Drag reduction by flapping a pair of flexible filaments behind a cylinder

Abstract

The hydrodynamic mechanism of drag reduction by flapping a pair of flexible filaments behind a cylinder was explored using the penalty immersed boundary method. The effects of the phase difference between two filaments, the attachment height, and the flapping amplitude on drag reduction were examined. The flapping filaments weaken the vortex shedding via the destructive interaction between the vortices with the opposite signal. The clapping (out-of-phase) flexible filaments experience a lower friction drag and reduce a form drag of the cylinder, showing a better drag reduction than the snaking (in-phase) flexible filaments and the clapping rigid filaments.

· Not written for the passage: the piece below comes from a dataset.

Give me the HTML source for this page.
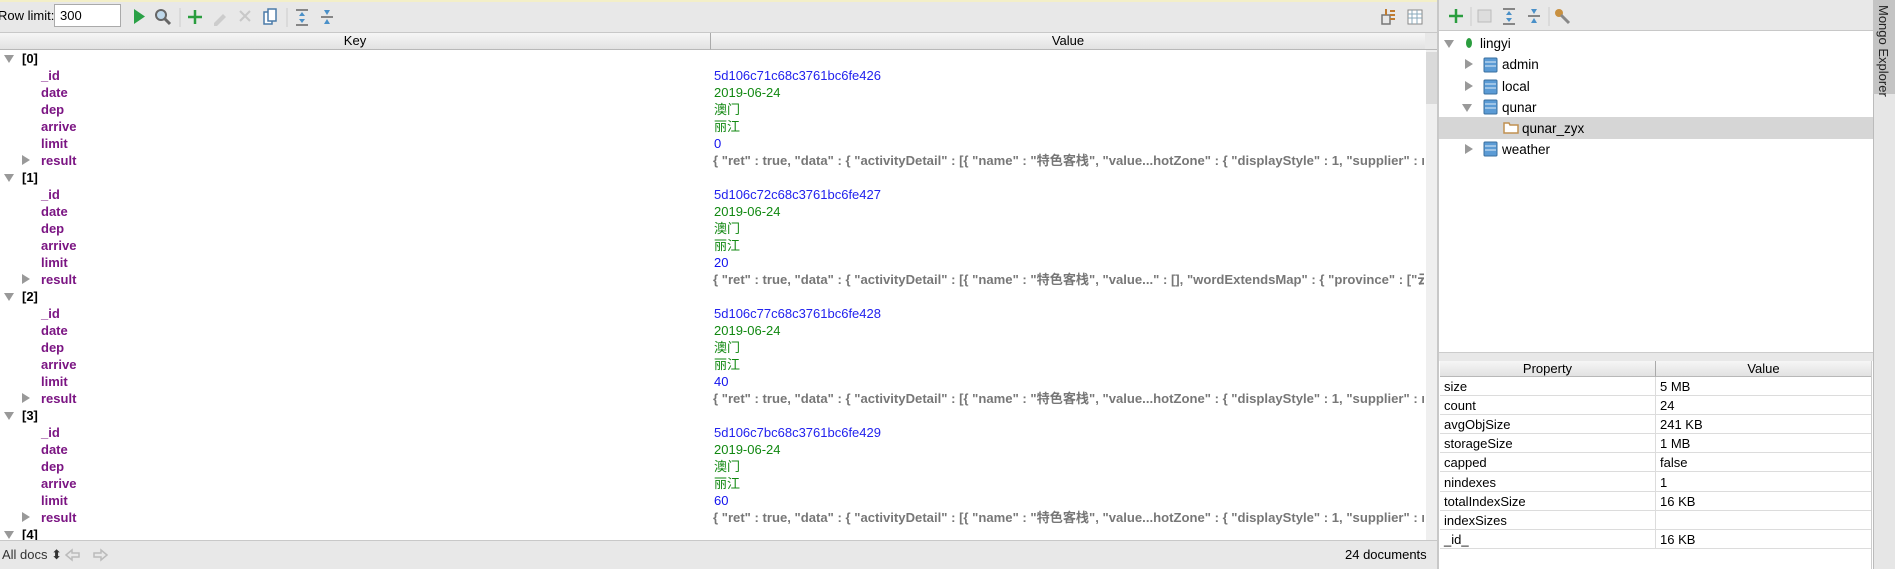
<!DOCTYPE html>
<html><head><meta charset="utf-8"><style>
*{margin:0;padding:0;box-sizing:border-box}
body{width:1895px;height:569px;overflow:hidden;background:#fff;font-family:"Liberation Sans","Noto Sans CJK SC",sans-serif;font-size:13px;position:relative;color:#000}
.a{position:absolute}
.tb{background:#e8e8e8}
.k{position:absolute;left:41px;color:#7b1583;font-weight:bold;font-size:13px;line-height:17px}
.d{position:absolute;left:22px;color:#000;font-weight:bold;line-height:17px}
.v{position:absolute;left:714px;line-height:17px;font-size:13px;white-space:nowrap}
.r{position:absolute;left:713px;width:711px;overflow:hidden;white-space:nowrap;color:#777;font-weight:bold;font-size:13.1px;line-height:17px;letter-spacing:0}
.tri{position:absolute;width:0;height:0}
.down{border-left:5px solid transparent;border-right:5px solid transparent;border-top:8px solid #999}
.right{border-top:5px solid transparent;border-bottom:5px solid transparent;border-left:8px solid #999}
.hdr{background:linear-gradient(#f6f6f6,#e2e2e2);border-bottom:1px solid #b8b8b8;text-align:center;line-height:16px}
.pr{position:absolute;left:1440px;width:431px;height:19.1px;border-bottom:1px solid #dcdcdc;font-size:13px;line-height:19px}
.pr span{position:absolute;left:4px}
.pr b{position:absolute;left:220px;font-weight:normal}
.tt{position:absolute;font-size:13.5px;line-height:21px}
</style></head><body>
<!-- main toolbar -->
<div class="a tb" style="left:0;top:0;width:1438px;height:33px;border-bottom:1px solid #c8c8c8;border-top:2px solid #f3efc8"></div>
<div class="a" style="left:-2px;top:8px;font-size:13px">Row limit:</div>
<div class="a" style="left:54px;top:4px;width:67px;height:23px;background:#fff;border:1px solid #aaa;padding:3px 5px;font-size:13px">300</div>
<svg class="a" style="left:130px;top:6px" width="220" height="22">
<polygon points="4,3 15,10.5 4,18" fill="#2aa146"/>
<circle cx="31" cy="9" r="5" fill="#bfd8ea" stroke="#666" stroke-width="2"/><line x1="35" y1="13" x2="40" y2="18" stroke="#666" stroke-width="3"/>
<line x1="50" y1="2" x2="50" y2="21" stroke="#ccc"/>
<path d="M65 4v14M58 11h14" stroke="#2a9d3e" stroke-width="2.5"/>
<path d="M84 17l9-9 3 3-9 9h-3z" fill="#ccc"/>
<path d="M110 5l10 10M120 5l-10 10" stroke="#c8c8c8" stroke-width="2"/>
<rect x="134" y="6" width="8" height="12" fill="#fff" stroke="#4a7aa8" stroke-width="1.5"/><rect x="138" y="3" width="8" height="12" fill="#fff" stroke="#4a7aa8" stroke-width="1.5"/>
<line x1="157" y1="2" x2="157" y2="21" stroke="#ccc"/>
<path d="M166 4h12M166 19h12" stroke="#666" stroke-width="1.5"/><path d="M172 6l-3 4h6zM172 17l-3-4h6z" fill="#4a90c8"/>
<path d="M191 11h12" stroke="#666" stroke-width="1.5"/><path d="M197 9l-3-5h6zM197 13l-3 5h6z" fill="#4a90c8"/>
</svg>
<svg class="a" style="left:1380px;top:6px" width="50" height="22">
<rect x="2" y="9" width="8" height="9" fill="none" stroke="#777" stroke-width="1.5"/><path d="M6 3v6M10 5h5M10 9h5M10 13h5" stroke="#c07b30" stroke-width="2"/>
<rect x="28" y="4" width="14" height="14" fill="#fff" stroke="#888"/><path d="M28 8h14M28 12h14M32 4v14M37 4v14" stroke="#8ab" stroke-width="1"/>
</svg>
<!-- header -->
<div class="a hdr" style="left:0;top:33px;width:711px;height:17px;border-right:1px solid #aaa">Key</div>
<div class="a hdr" style="left:711px;top:33px;width:714px;height:17px">Value</div>
<div class="a" style="left:1425px;top:33px;width:13px;height:17px;background:#e8e8e8;border-bottom:1px solid #b8b8b8"></div>
<div class="a" style="left:1426px;top:50px;width:12px;height:490px;background:#efefef"></div>
<div class="a" style="left:1426px;top:52px;width:11px;height:52px;background:#dadada"></div>
<!-- rows -->
<div class="tri down" style="left:4px;top:55px"></div><div class="d" style="top:50px">[0]</div>
<div class="k" style="top:67px">_id</div><div class="v" style="top:67px;color:#2222ee">5d106c71c68c3761bc6fe426</div>
<div class="k" style="top:84px">date</div><div class="v" style="top:84px;color:#118811">2019-06-24</div>
<div class="k" style="top:101px">dep</div><div class="v" style="top:101px;color:#118811">澳门</div>
<div class="k" style="top:118px">arrive</div><div class="v" style="top:118px;color:#118811">丽江</div>
<div class="k" style="top:135px">limit</div><div class="v" style="top:135px;color:#1111ee">0</div>
<div class="tri right" style="left:22px;top:155px"></div><div class="k" style="top:152px">result</div><div class="r" style="top:152px">{ "ret" : true, "data" : { "activityDetail" : [{ "name" : "特色客栈", "value...hotZone" : { "displayStyle" : 1, "supplier" : null</div>

<div class="tri down" style="left:4px;top:174px"></div><div class="d" style="top:169px">[1]</div>
<div class="k" style="top:186px">_id</div><div class="v" style="top:186px;color:#2222ee">5d106c72c68c3761bc6fe427</div>
<div class="k" style="top:203px">date</div><div class="v" style="top:203px;color:#118811">2019-06-24</div>
<div class="k" style="top:220px">dep</div><div class="v" style="top:220px;color:#118811">澳门</div>
<div class="k" style="top:237px">arrive</div><div class="v" style="top:237px;color:#118811">丽江</div>
<div class="k" style="top:254px">limit</div><div class="v" style="top:254px;color:#1111ee">20</div>
<div class="tri right" style="left:22px;top:274px"></div><div class="k" style="top:271px">result</div><div class="r" style="top:271px">{ "ret" : true, "data" : { "activityDetail" : [{ "name" : "特色客栈", "value..." : [], "wordExtendsMap" : { "province" : ["云南</div>

<div class="tri down" style="left:4px;top:293px"></div><div class="d" style="top:288px">[2]</div>
<div class="k" style="top:305px">_id</div><div class="v" style="top:305px;color:#2222ee">5d106c77c68c3761bc6fe428</div>
<div class="k" style="top:322px">date</div><div class="v" style="top:322px;color:#118811">2019-06-24</div>
<div class="k" style="top:339px">dep</div><div class="v" style="top:339px;color:#118811">澳门</div>
<div class="k" style="top:356px">arrive</div><div class="v" style="top:356px;color:#118811">丽江</div>
<div class="k" style="top:373px">limit</div><div class="v" style="top:373px;color:#1111ee">40</div>
<div class="tri right" style="left:22px;top:393px"></div><div class="k" style="top:390px">result</div><div class="r" style="top:390px">{ "ret" : true, "data" : { "activityDetail" : [{ "name" : "特色客栈", "value...hotZone" : { "displayStyle" : 1, "supplier" : null</div>

<div class="tri down" style="left:4px;top:412px"></div><div class="d" style="top:407px">[3]</div>
<div class="k" style="top:424px">_id</div><div class="v" style="top:424px;color:#2222ee">5d106c7bc68c3761bc6fe429</div>
<div class="k" style="top:441px">date</div><div class="v" style="top:441px;color:#118811">2019-06-24</div>
<div class="k" style="top:458px">dep</div><div class="v" style="top:458px;color:#118811">澳门</div>
<div class="k" style="top:475px">arrive</div><div class="v" style="top:475px;color:#118811">丽江</div>
<div class="k" style="top:492px">limit</div><div class="v" style="top:492px;color:#1111ee">60</div>
<div class="tri right" style="left:22px;top:512px"></div><div class="k" style="top:509px">result</div><div class="r" style="top:509px">{ "ret" : true, "data" : { "activityDetail" : [{ "name" : "特色客栈", "value...hotZone" : { "displayStyle" : 1, "supplier" : null</div>
<div class="tri down" style="left:4px;top:531px"></div><div class="d" style="top:526px">[4]</div>
<!-- status bar -->
<div class="a tb" style="left:0;top:540px;width:1438px;height:29px;border-top:1px solid #c8c8c8"></div>
<div class="a" style="left:2px;top:547px;font-size:13px;color:#333">All docs ⬍</div>
<svg class="a" style="left:64px;top:548px" width="46" height="14"><path d="M2 7l6-5v3h7v4H8v3z" fill="none" stroke="#bbb" stroke-width="1.5"/><path d="M43 7l-6-5v3h-7v4h7v3z" fill="none" stroke="#bbb" stroke-width="1.5"/></svg>
<div class="a" style="left:1345px;top:547px;font-size:13px">24 documents</div>
<!-- right panel -->
<div class="a" style="left:1437px;top:0;width:2px;height:569px;background:#c8c8c8"></div>
<div class="a tb" style="left:1439px;top:0;width:434px;height:31px;border-bottom:1px solid #c8c8c8"></div>
<svg class="a" style="left:1445px;top:5px" width="130" height="22">
<path d="M11 4v14M4 11h14" stroke="#2a9d3e" stroke-width="2.5"/>
<line x1="26" y1="2" x2="26" y2="21" stroke="#ccc"/>
<rect x="33" y="5" width="13" height="12" fill="#ddd" stroke="#bbb"/>
<path d="M58 4h12M58 19h12" stroke="#666" stroke-width="1.5"/><path d="M64 6l-3 4h6zM64 17l-3-4h6z" fill="#4a90c8"/>
<path d="M83 11h12" stroke="#666" stroke-width="1.5"/><path d="M89 9l-3-5h6zM89 13l-3 5h6z" fill="#4a90c8"/>
<line x1="104" y1="2" x2="104" y2="21" stroke="#ccc"/>
<circle cx="114" cy="8" r="4" fill="#c89040"/><path d="M116 10l8 8" stroke="#888" stroke-width="3"/>
</svg>
<!-- tree -->
<div class="a" style="left:1439px;top:117px;width:434px;height:22px;background:#d6d6d6"></div>
<div class="tri down" style="left:1444px;top:40px"></div>
<svg class="a" style="left:1465px;top:37px" width="8" height="12"><ellipse cx="4" cy="6" rx="3" ry="5" fill="#2a9d3e"/></svg>
<div class="tt" style="left:1480px;top:33px">lingyi</div>
<div class="tri right" style="left:1465px;top:59px"></div>
<div class="tri right" style="left:1465px;top:81px"></div>
<div class="tri down" style="left:1462px;top:104px"></div>
<div class="tri right" style="left:1465px;top:144px"></div>
<svg class="a" style="left:1483px;top:57px" width="16" height="100">
<g fill="#5b9bd5" stroke="#3a6f9f"><rect x="1" y="1" width="13" height="14" rx="1"/><rect x="1" y="23" width="13" height="14" rx="1"/><rect x="1" y="43" width="13" height="14" rx="1"/><rect x="1" y="85" width="13" height="14" rx="1"/></g>
<g stroke="#e0eef8"><path d="M2 5h11M2 9h11M2 27h11M2 31h11M2 47h11M2 51h11M2 89h11M2 93h11"/></g>
</svg>
<svg class="a" style="left:1503px;top:121px" width="16" height="13"><path d="M1 2h5l1 2h8v8H1z" fill="#fff" stroke="#c09050" stroke-width="1.5"/></svg>
<div class="tt" style="left:1502px;top:54px">admin</div>
<div class="tt" style="left:1502px;top:76px">local</div>
<div class="tt" style="left:1502px;top:97px">qunar</div>
<div class="tt" style="left:1522px;top:118px">qunar_zyx</div>
<div class="tt" style="left:1502px;top:139px">weather</div>
<!-- splitter -->
<div class="a" style="left:1439px;top:352px;width:434px;height:9px;background:#e8e8e8;border-top:1px solid #ccc"></div>
<!-- properties -->
<div class="a hdr" style="left:1440px;top:361px;width:216px;height:16px;border-right:1px solid #aaa;font-size:13px;line-height:15px">Property</div>
<div class="a hdr" style="left:1656px;top:361px;width:215px;height:16px;font-size:13px;line-height:15px">Value</div>
<div class="a" style="left:1655px;top:377px;width:1px;height:172px;background:#dcdcdc"></div>
<div class="a" style="left:1871px;top:361px;width:1px;height:208px;background:#ccc"></div>
<div class="pr" style="top:377px"><span>size</span><b>5 MB</b></div>
<div class="pr" style="top:396.1px"><span>count</span><b>24</b></div>
<div class="pr" style="top:415.2px"><span>avgObjSize</span><b>241 KB</b></div>
<div class="pr" style="top:434.3px"><span>storageSize</span><b>1 MB</b></div>
<div class="pr" style="top:453.4px"><span>capped</span><b>false</b></div>
<div class="pr" style="top:472.5px"><span>nindexes</span><b>1</b></div>
<div class="pr" style="top:491.6px"><span>totalIndexSize</span><b>16 KB</b></div>
<div class="pr" style="top:510.7px"><span>indexSizes</span><b></b></div>
<div class="pr" style="top:529.8px"><span>_id_</span><b>16 KB</b></div>
<!-- side tab -->
<div class="a" style="left:1873px;top:0;width:22px;height:569px;background:#e6e6e6;border-left:1px solid #bbb"></div>
<div class="a" style="left:1873px;top:0;width:22px;height:94px;background:#c4c4c4"></div>
<div class="a" style="left:1876px;top:5px;writing-mode:vertical-rl;font-size:13px;color:#222">Mongo Explorer</div>
</body></html>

A minimum drag is obtained at an appropriate attachment height and flapping amplitude that avoid collision of the filaments and weaken the shear-layer–filaments interaction. The effectiveness ratio of the clapping filaments is higher than that of the snaking filaments. Energy saving can be achieved by avoiding the shear layer–filament interaction at a low flapping amplitude, whereas the filaments can further reduce the drag with greater energy consumption at an appropriate flapping amplitude. In addition, the total drag decreases with increasing Reynolds number, accompanied by a transition of the wake pattern from the 2S mode to the P + S mode.